Die Berliner Shakespeare Company machte sich zum diesjährigen Berliner „Open Air Klassik Sommer“ an die beiden schwierigen Komödien. Seit 1999 besteht die Company als unabhängiges Theaterensemble, 2001 gab sie ihr Debüt auf der Museumsinsel, in diesem Sommer spielt sie zusätzlich auch in der Kultur Brauerei Prenzlauer Berg. „Wie es euch gefällt“ wird in einer eigenen Stückfassung von Christian Leonard vorgestellt, die von den wild wuchernden Szenenabläufen nur noch ein Gerüst übrig lässt, dafür aber sprachlich frech in den heutigen Alltag vorstößt. Neun Darsteller, die sich als Zirkustruppe ausgeben, spielen auf einem dreistufigen Podest die etwa 20 Rollen, stellen Hof und Wildnis, böse Zivilisation und gute Natur mit ein paar Koffern und Schachteln her.

Vincianne Regattieri steuerte die Aufführung in einem klugen Rhythmus zwischen Übermut und Nachdenklichkeit. Ihre Spieler bauen den Wald in einer Pyramide aus Körpern, sie verwandeln sich in Schafe oder in den „Shakespeare“ genannten Hund, unterliegen den Stromstößen aufschießender Liebe und der trotzigen Verstellung durch angestrengte Gefühlskälte – das hat, von ein paar Längen abgesehen, fröhliche Rüpelhaftigkeit und Zärtlichkeit in einem. Im Mittelpunkt steht dabei Tjadke Biallowons als Rosalinde. Mit zauberhaft rauem Charme spielt sie ein Mädchen, das sich in männlicher Verkleidung aufreizend in Positur bringt.
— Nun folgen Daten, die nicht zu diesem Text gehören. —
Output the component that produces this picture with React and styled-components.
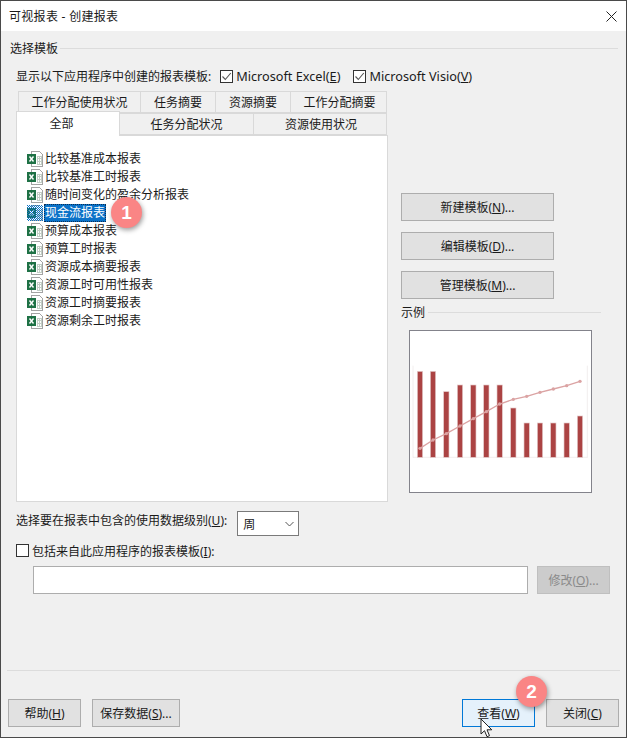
import styled, { createGlobalStyle } from 'styled-components';

const GlobalStyle = createGlobalStyle`
    * { box-sizing: border-box; }
    html, body { margin: 0; padding: 0; background: #fff; }
    body {
        font-family: "Noto Sans", "Noto Sans CJK SC", sans-serif;
        font-size: 12px;
        color: #1a1a1a;
    }
    u { text-underline-offset: 1px; }
`;

const Window = styled.div`
    width: 627px;
    height: 738px;
    display: flex;
    flex-direction: column;
    background: #f0f0f0;
    border: 1px solid #4a4a4a;
    overflow: hidden;
`;

const TitleBar = styled.div`
    height: 30px;
    flex: none;
    display: flex;
    align-items: center;
    justify-content: space-between;
    padding: 0 9px 0 8px;
    background: #fff;
    font-size: 12px;
    letter-spacing: 0.3px;
`;

const Body = styled.div`
    flex: 1;
    display: flex;
    flex-direction: column;
    padding: 9px 6px 0 9px;
`;

const GroupHeader = styled.div`
    display: flex;
    align-items: center;
    gap: ${({ $gap }) => $gap || 2}px;
    height: 16px;
    margin-top: ${({ $top }) => $top || 0}px;
    padding-right: ${({ $inset }) => $inset || 2}px;

    &::after {
        content: '';
        flex: 1;
        height: 1px;
        background: #dcdcdc;
    }
`;

const TemplateRow = styled.div`
    display: flex;
    align-items: center;
    height: 16px;
    margin: 12px 0 0 6px;
`;

const CheckLabel = styled.label`
    display: flex;
    align-items: center;
    gap: 3px;
    margin-left: ${({ $left }) => $left || 0}px;
    font-size: 12.7px;
    white-space: nowrap;
`;

const CheckBox = styled.span`
    width: 13px;
    height: 13px;
    flex: none;
    display: flex;
    align-items: center;
    justify-content: center;
    background: #fff;
    border: 1px solid #333;
`;

const Main = styled.div`
    display: flex;
    gap: 13px;
    margin: 7px 0 0 6px;
`;

const LeftColumn = styled.div`
    width: 372px;
    flex: none;
`;

const TabRow = styled.div`
    display: flex;
    height: 22px;
    align-items: flex-end;
    margin-left: ${({ $indent }) => $indent || 0}px;
`;

const Tab = styled.div`
    width: ${({ $width }) => $width}px;
    height: ${({ $active }) => ($active ? 25 : 22)}px;
    margin-bottom: ${({ $active }) => ($active ? -1 : 0)}px;
    display: flex;
    align-items: ${({ $active }) => ($active ? 'flex-start' : 'center')};
    justify-content: center;
    padding: ${({ $active }) => ($active ? 2 : 0)}px ${({ $right }) => $right || 0}px 0 ${({ $nudge }) => $nudge || 0}px;
    margin-left: -1px;
    background: ${({ $active }) => ($active ? '#fff' : '#f0f0f0')};
    border: 1px solid #d9d9d9;
    border-bottom: ${({ $active }) => ($active ? 'none' : '1px solid #d9d9d9')};

    &:first-child { margin-left: 0; }
`;

const ListPane = styled.div`
    height: 367px;
    padding: 14px 0 0 10px;
    background: #fff;
    border: 1px solid #d9d9d9;
`;

const ListRow = styled.div`
    position: relative;
    display: flex;
    align-items: center;
    gap: 1px;
    height: 18px;
`;

const ListText = styled.span`
    height: 18px;
    line-height: 17px;
    padding: 0 1px;
    color: ${({ $selected }) => ($selected ? '#fff' : '#1a1a1a')};
    background: ${({ $selected }) => ($selected ? '#0a72c8' : 'transparent')};
    outline: ${({ $selected }) => ($selected ? '1px dotted #0b2f55' : 'none')};
    outline-offset: -1px;
`;

const Badge = styled.span`
    position: absolute;
    left: ${({ $left }) => $left}px;
    top: ${({ $top }) => $top}px;
    width: 31px;
    height: 31px;
    display: flex;
    align-items: center;
    justify-content: center;
    border-radius: 50%;
    background: #fa8585;
    color: #fff;
    font-family: "Liberation Sans", sans-serif;
    font-size: 19px;
    font-weight: 700;
    box-shadow: 1px 2px 5px rgba(0, 0, 0, 0.4);
    z-index: 3;
`;

const RightColumn = styled.div`
    width: 201px;
    flex: none;
    display: flex;
    flex-direction: column;
    padding-top: 102px;
`;

const Button = styled.div`
    position: relative;
    width: ${({ $width }) => $width}px;
    height: 28px;
    flex: none;
    display: flex;
    align-items: center;
    justify-content: center;
    margin-bottom: ${({ $below }) => $below || 0}px;
    color: ${({ $disabled }) => ($disabled ? '#8a8a8a' : '#1a1a1a')};
    background: ${({ $primary, $disabled }) => ($primary ? '#e5f1fb' : $disabled ? '#cccccc' : '#e1e1e1')};
    border: 1px solid ${({ $primary, $disabled }) => ($primary ? '#0078d7' : $disabled ? '#bfbfbf' : '#adadad')};
`;

const PreviewBox = styled.div`
    width: 183px;
    height: 163px;
    margin: 10px 0 0 8px;
    background: #fff;
    border: 1px solid #83838b;
`;

const LevelRow = styled.div`
    display: flex;
    align-items: center;
    gap: 10px;
    height: 25px;
    margin: 9px 0 0 6px;
`;

const LevelLabel = styled.span`
    padding-bottom: 7px;
`;

const Select = styled.div`
    width: 62px;
    height: 25px;
    display: flex;
    align-items: center;
    justify-content: space-between;
    padding: 0 4px 0 5px;
    background: #fff;
    border: 1px solid #7a7a7a;
`;

const IncludeRow = styled.div`
    display: flex;
    align-items: center;
    gap: 3px;
    height: 13px;
    margin: 8px 0 0 6px;
`;

const PathRow = styled.div`
    display: flex;
    gap: 9px;
    margin: 9px 0 0 23px;
`;

const PathInput = styled.div`
    width: 495px;
    height: 28px;
    background: #fff;
    border: 1px solid #adadad;
`;

const Divider = styled.div`
    height: 1px;
    margin: 76px 0 0 -3px;
    width: 613px;
    background: #dcdcdc;
`;

const Footer = styled.div`
    display: flex;
    align-items: center;
    margin: 28px 0 0 -2px;
`;

const FooterGroup = styled.div`
    display: flex;
    gap: 11px;
    margin-left: ${({ $left }) => $left || 0}px;
`;

const ExcelIcon = ({ selected }) => (
    <svg width="16" height="16" viewBox="0 0 16 16" shapeRendering="crispEdges">
        <defs>
            <pattern id="dither" width="2" height="2" patternUnits="userSpaceOnUse">
                <rect width="1" height="1" fill="#0a72c8" />
                <rect x="1" y="1" width="1" height="1" fill="#0a72c8" />
            </pattern>
        </defs>
        <path d="M4.500 .5h8l3 3v12h-11z" fill="#fff" stroke="#a3a3a3" />
        <path d="M10 5h4v8h-4zM10 7.500h4M10 10.500h4M12 5v8" fill="none" stroke="#c3cfc6" />
        <rect x="0" y="3" width="9" height="10" fill="#1e7145" />
        <path d="M2.500 5.500l4 5M6.500 5.500l-4 5" stroke="#fff" strokeWidth="1.400" shapeRendering="auto" />
        {selected && <rect width="16" height="16" fill="url(#dither)" />}
    </svg>
);

const Check = () => (
    <svg width="11" height="11" viewBox="0 0 11 11">
        <path d="M1.500 5.500l2.800 3L9.800 2" fill="none" stroke="#555" strokeWidth="1.100" />
    </svg>
);

const Close = () => (
    <svg width="11" height="11" viewBox="0 0 11 11">
        <path d="M.5 .5l10 10M10.500 .5l-10 10" stroke="#222" strokeWidth="1" />
    </svg>
);

const Chevron = () => (
    <svg width="9" height="6" viewBox="0 0 9 6">
        <path d="M.5 1l4 4 4-4" fill="none" stroke="#555" strokeWidth="1" />
    </svg>
);

const CursorSvg = styled.svg`
    position: absolute;
    left: 17px;
    top: 18px;
    z-index: 4;
`;

const Cursor = () => (
    <CursorSvg width="13" height="20" viewBox="0 0 13 20">
        <path
            d="M1 1v15l3.500-3.300 2.500 6 2.500-1-2.500-5.900h4.800z"
            fill="#fff"
            stroke="#222"
            strokeWidth="1"
            strokeLinejoin="round"
        />
    </CursorSvg>
);

const barX = [91, 130, 170, 211, 251, 290, 330, 371, 411, 451, 491, 531, 571];
const barTop = [575, 575, 636, 616, 616, 616, 616, 685, 730, 730, 730, 730, 709];
const lineY = [806, 781, 762, 739, 717, 696, 673, 659, 650, 638, 628, 618, 605];

const SampleChart = () => (
    <svg width="181" height="161" viewBox="61 454 543 483">
        <path d="M70 558v276M593 558v276M70 833h523" stroke="#ece6e6" strokeWidth="2" fill="none" />
        {barX.map((x, i) => (
            <rect key={x} x={x - 8} y={barTop[i]} width="16" height={833 - barTop[i]} fill="#ab4343" stroke="#e3c9c9" strokeWidth="2" />
        ))}
        <polyline
            points={barX.map((x, i) => `${x},${lineY[i]}`).join(' ')}
            fill="none"
            stroke="#dba3a3"
            strokeWidth="4"
        />
        {barX.map((x, i) => (
            <circle key={x} cx={x} cy={lineY[i]} r="5" fill="#dba3a3" />
        ))}
    </svg>
);

const reports = [
    '比较基准成本报表',
    '比较基准工时报表',
    '随时间变化的盈余分析报表',
    '现金流报表',
    '预算成本报表',
    '预算工时报表',
    '资源成本摘要报表',
    '资源工时可用性报表',
    '资源工时摘要报表',
    '资源剩余工时报表',
];

export default function App() {
    return (
        <Window>
            <GlobalStyle />
            <TitleBar>
                <span>可视报表 - 创建报表</span>
                <Close />
            </TitleBar>
            <Body>
                <GroupHeader $inset={2}>选择模板</GroupHeader>
                <TemplateRow>
                    显示以下应用程序中创建的报表模板:
                    <CheckLabel $left={9}>
                        <CheckBox><Check /></CheckBox>
                        <span>Microsoft Excel(<u>E</u>)</span>
                    </CheckLabel>
                    <CheckLabel $left={13}>
                        <CheckBox><Check /></CheckBox>
                        <span>Microsoft Visio(<u>V</u>)</span>
                    </CheckLabel>
                </TemplateRow>
                <Main>
                    <LeftColumn>
                        <TabRow $indent={2}>
                            <Tab $width={123}>工作分配使用状况</Tab>
                            <Tab $width={76}>任务摘要</Tab>
                            <Tab $width={76}>资源摘要</Tab>
                            <Tab $width={97} $nudge={2}>工作分配摘要</Tab>
                        </TabRow>
                        <TabRow>
                            <Tab $width={104} $active $right={13}>全部</Tab>
                            <Tab $width={135}>任务分配状况</Tab>
                            <Tab $width={134} $nudge={2}>资源使用状况</Tab>
                        </TabRow>
                        <ListPane>
                            {reports.map((name) => {
                                const selected = name === '现金流报表';
                                return (
                                    <ListRow key={name}>
                                        <ExcelIcon selected={selected} />
                                        <ListText $selected={selected}>{name}</ListText>
                                        {selected && <Badge $left={84} $top={-7}>1</Badge>}
                                    </ListRow>
                                );
                            })}
                        </ListPane>
                    </LeftColumn>
                    <RightColumn>
                        <Button $width={153} $below={11}>新建模板(<u>N</u>)...</Button>
                        <Button $width={153} $below={11}>编辑模板(<u>D</u>)...</Button>
                        <Button $width={153}>管理模板(<u>M</u>)...</Button>
                        <GroupHeader $gap={3} $inset={1} $top={5}>示例</GroupHeader>
                        <PreviewBox><SampleChart /></PreviewBox>
                    </RightColumn>
                </Main>
                <LevelRow>
                    <LevelLabel>选择要在报表中包含的使用数据级别(<u>U</u>):</LevelLabel>
                    <Select>周<Chevron /></Select>
                </LevelRow>
                <IncludeRow>
                    <CheckBox />
                    <span>包括来自此应用程序的报表模板(<u>I</u>):</span>
                </IncludeRow>
                <PathRow>
                    <PathInput />
                    <Button $width={73} $disabled>修改(<u>O</u>)...</Button>
                </PathRow>
                <Divider />
                <Footer>
                    <FooterGroup>
                        <Button $width={73}>帮助(<u>H</u>)</Button>
                        <Button $width={88}>保存数据(<u>S</u>)...</Button>
                    </FooterGroup>
                    <FooterGroup $left={282}>
                        <Button $width={73} $primary>
                            查看(<u>W</u>)
                            <Badge $left={53} $top={-24}>2</Badge>
                            <Cursor />
                        </Button>
                        <Button $width={73}>关闭(<u>C</u>)</Button>
                    </FooterGroup>
                </Footer>
            </Body>
        </Window>
    );
}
Dann aber „Ende gut, alles gut“. Die von Sarah Kohrs betreute Aufführung in einer Textfassung nach Baudissin jagte sieben Darsteller durch die 14 großen und alle kleinen Rollen – Gentlemen, Lords, Hauptleute, Soldaten. Noch überlegener als bei „Wie es euch gefällt“ war die Handlung gestrafft, mit Tempo, Spott und Überlegenheit. Alexandra Surer spielte das Mädchen Helena, das sich den „höherstehenden“ Mann ihrer Wahl greift und zum ehelichen Gehorsam zwingt. Mit schnellen Verwandlungen hinter zwei Wandschirmen schuf das kleine Ensemble um Alexandra Surers Helena Gescheite und Dumme, Narren und Feiglinge. Diesmal fand alles auf dem untersten Podest statt, mit dem musikalisch vielseitigen Narren (Christian Benzhaf) als gebeuteltem und doch unverdrossenem Instrukteur. Sarah Kohrs baute Szenen fantastisch entfesselter Gestik um erzwungen/freiwillige Küsse, vertauschte Briefe und hinterlistig arrangierte Abenteuer. Victor Calero als Ehemann Bertram kostete die Lust explodierender Gefühle und entgleisender Körper, wie überhaupt das Akrobatische das Tempo der blitzgescheiten Aufführung immer wieder antrieb.

„Wie es euch gefällt“ wieder am 23. Juli, „Ende gut, alles gut“ am 24. Juli in der Kulturbrauerei.